Source material:
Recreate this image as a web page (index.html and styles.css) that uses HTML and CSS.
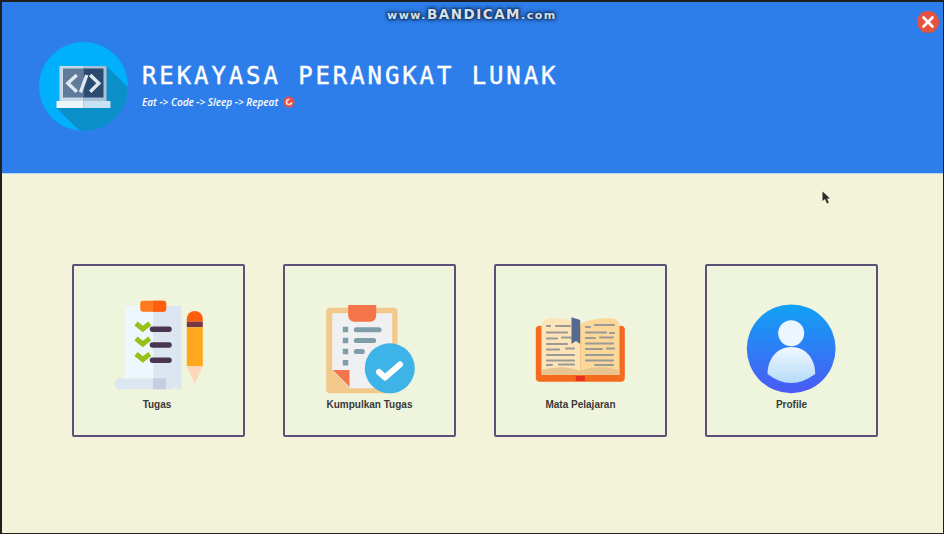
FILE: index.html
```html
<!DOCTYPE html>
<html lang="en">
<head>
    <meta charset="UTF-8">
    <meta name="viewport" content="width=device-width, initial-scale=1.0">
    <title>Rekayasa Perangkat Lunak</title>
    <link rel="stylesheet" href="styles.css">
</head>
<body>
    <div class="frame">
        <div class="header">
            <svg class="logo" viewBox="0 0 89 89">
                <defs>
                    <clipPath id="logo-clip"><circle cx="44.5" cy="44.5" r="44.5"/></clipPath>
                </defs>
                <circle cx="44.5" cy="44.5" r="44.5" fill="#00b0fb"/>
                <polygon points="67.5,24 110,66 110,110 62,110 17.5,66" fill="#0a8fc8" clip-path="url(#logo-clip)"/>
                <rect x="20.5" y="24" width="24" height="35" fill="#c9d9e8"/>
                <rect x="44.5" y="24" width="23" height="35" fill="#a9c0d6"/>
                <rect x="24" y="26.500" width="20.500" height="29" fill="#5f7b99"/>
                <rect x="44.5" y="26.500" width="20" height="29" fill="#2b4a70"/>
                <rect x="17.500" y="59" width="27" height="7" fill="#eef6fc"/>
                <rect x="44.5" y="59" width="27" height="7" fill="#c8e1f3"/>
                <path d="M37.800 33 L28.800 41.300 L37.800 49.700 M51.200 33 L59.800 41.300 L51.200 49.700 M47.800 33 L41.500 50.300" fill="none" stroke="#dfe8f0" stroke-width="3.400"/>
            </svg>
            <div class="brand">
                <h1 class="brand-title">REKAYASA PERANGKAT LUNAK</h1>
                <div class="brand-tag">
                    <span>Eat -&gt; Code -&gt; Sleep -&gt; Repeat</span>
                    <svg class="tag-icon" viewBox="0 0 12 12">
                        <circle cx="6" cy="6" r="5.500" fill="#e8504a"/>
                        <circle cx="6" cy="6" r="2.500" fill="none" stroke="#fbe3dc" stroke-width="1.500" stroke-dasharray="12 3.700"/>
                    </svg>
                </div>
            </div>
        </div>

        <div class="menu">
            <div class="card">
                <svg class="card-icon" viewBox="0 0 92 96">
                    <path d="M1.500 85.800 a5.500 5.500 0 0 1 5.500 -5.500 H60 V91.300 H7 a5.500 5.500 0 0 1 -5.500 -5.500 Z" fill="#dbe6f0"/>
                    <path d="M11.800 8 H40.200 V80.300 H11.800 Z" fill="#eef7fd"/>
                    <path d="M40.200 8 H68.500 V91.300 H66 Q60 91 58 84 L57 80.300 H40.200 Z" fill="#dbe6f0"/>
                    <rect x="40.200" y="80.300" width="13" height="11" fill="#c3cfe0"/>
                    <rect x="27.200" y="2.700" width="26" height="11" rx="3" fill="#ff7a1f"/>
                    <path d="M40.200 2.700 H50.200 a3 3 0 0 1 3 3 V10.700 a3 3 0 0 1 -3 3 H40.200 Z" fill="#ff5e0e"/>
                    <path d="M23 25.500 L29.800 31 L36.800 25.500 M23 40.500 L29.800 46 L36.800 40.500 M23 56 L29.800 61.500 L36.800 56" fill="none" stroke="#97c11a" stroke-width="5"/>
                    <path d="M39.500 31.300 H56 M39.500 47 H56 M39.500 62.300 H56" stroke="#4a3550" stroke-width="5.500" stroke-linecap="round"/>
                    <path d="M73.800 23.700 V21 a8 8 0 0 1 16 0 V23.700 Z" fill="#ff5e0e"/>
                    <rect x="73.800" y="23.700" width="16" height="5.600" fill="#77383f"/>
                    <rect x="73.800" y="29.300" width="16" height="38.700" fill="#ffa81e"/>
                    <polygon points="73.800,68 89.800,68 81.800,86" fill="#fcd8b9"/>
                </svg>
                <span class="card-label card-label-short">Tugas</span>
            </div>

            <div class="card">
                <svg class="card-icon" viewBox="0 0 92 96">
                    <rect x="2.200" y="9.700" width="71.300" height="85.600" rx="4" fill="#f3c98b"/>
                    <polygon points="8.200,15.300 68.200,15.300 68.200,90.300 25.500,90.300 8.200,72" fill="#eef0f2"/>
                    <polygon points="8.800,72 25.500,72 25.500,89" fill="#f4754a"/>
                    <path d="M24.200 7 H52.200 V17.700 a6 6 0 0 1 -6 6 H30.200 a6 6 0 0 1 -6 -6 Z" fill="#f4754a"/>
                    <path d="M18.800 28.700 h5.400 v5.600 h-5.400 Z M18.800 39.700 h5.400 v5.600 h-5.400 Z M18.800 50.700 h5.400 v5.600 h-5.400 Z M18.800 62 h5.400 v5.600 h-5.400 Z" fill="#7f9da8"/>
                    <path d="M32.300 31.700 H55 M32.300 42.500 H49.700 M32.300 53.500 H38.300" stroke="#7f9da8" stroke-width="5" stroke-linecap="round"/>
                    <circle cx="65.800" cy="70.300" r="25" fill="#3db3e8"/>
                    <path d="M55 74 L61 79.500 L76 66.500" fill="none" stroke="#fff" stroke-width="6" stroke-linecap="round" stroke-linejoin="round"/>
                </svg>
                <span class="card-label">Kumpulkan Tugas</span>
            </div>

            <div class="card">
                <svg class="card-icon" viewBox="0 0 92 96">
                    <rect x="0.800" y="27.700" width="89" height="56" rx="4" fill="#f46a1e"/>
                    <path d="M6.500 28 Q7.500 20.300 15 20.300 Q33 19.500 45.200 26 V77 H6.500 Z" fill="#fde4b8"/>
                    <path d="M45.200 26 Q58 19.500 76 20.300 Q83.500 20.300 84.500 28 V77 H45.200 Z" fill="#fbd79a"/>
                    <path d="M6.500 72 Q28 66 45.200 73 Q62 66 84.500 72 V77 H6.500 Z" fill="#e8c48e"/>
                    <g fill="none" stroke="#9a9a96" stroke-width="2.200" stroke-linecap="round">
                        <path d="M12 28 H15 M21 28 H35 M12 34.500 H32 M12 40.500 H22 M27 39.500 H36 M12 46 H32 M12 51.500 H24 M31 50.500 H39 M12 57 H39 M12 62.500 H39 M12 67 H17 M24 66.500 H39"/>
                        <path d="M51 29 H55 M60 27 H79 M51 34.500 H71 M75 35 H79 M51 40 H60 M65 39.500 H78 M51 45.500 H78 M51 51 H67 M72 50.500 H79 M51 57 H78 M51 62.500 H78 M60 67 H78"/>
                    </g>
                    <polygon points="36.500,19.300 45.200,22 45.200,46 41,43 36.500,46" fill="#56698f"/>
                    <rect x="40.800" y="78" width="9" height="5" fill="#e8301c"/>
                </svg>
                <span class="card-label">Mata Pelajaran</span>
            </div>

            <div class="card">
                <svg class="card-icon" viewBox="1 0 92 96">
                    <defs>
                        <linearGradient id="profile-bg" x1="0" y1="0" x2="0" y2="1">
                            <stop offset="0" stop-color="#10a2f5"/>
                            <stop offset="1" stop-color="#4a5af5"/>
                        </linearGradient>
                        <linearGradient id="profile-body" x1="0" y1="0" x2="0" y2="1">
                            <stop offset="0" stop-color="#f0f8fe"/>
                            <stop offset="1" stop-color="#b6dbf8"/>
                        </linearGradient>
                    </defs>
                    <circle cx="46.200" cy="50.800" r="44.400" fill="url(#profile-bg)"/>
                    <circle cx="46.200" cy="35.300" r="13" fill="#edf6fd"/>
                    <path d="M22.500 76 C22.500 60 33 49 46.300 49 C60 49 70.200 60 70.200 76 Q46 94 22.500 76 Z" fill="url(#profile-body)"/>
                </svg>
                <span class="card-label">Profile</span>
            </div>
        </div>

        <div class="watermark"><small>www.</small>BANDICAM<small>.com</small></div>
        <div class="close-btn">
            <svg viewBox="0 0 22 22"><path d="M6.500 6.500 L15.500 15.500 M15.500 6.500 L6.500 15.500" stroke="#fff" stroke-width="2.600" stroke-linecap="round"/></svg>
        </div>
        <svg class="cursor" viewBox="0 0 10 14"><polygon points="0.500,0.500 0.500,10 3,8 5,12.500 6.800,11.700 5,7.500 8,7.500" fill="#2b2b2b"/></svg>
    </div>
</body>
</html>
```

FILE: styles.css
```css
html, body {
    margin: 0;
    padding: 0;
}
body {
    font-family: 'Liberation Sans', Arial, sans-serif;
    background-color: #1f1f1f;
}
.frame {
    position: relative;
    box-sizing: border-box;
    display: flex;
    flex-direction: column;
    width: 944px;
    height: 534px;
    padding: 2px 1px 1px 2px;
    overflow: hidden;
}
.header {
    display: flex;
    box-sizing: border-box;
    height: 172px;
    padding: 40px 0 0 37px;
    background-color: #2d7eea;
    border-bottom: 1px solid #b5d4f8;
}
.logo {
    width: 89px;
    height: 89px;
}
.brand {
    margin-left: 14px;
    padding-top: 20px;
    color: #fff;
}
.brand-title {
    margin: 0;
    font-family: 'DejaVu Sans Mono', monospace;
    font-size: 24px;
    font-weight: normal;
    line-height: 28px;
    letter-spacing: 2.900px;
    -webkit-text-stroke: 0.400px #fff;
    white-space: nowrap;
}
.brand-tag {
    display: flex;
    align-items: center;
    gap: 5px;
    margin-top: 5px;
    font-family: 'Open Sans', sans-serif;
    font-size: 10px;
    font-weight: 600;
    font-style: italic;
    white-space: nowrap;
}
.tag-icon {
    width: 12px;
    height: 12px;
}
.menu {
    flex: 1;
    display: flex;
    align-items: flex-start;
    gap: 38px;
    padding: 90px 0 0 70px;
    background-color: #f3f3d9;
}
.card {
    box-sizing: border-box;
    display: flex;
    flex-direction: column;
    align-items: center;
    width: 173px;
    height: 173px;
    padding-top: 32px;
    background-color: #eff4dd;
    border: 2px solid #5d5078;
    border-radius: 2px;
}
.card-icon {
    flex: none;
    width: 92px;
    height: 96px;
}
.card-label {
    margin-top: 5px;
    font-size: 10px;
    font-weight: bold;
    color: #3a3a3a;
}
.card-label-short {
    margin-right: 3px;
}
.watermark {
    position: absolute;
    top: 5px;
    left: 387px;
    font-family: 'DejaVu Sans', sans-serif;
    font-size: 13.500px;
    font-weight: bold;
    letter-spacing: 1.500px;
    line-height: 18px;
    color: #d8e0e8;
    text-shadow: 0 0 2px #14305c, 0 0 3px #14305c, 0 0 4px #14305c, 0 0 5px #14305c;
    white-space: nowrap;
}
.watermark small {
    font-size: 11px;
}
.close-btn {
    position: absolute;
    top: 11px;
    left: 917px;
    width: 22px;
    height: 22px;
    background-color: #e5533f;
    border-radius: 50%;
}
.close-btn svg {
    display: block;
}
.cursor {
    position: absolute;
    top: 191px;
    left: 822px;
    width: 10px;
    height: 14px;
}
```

Exercise directions:
In the listing, find all lines with the string "styles" and copy them.

Exercise answer:
Recreate this image as a web page (index.html and styles.css) that uses HTML and CSS.
    <link rel="stylesheet" href="styles.css">
FILE: styles.css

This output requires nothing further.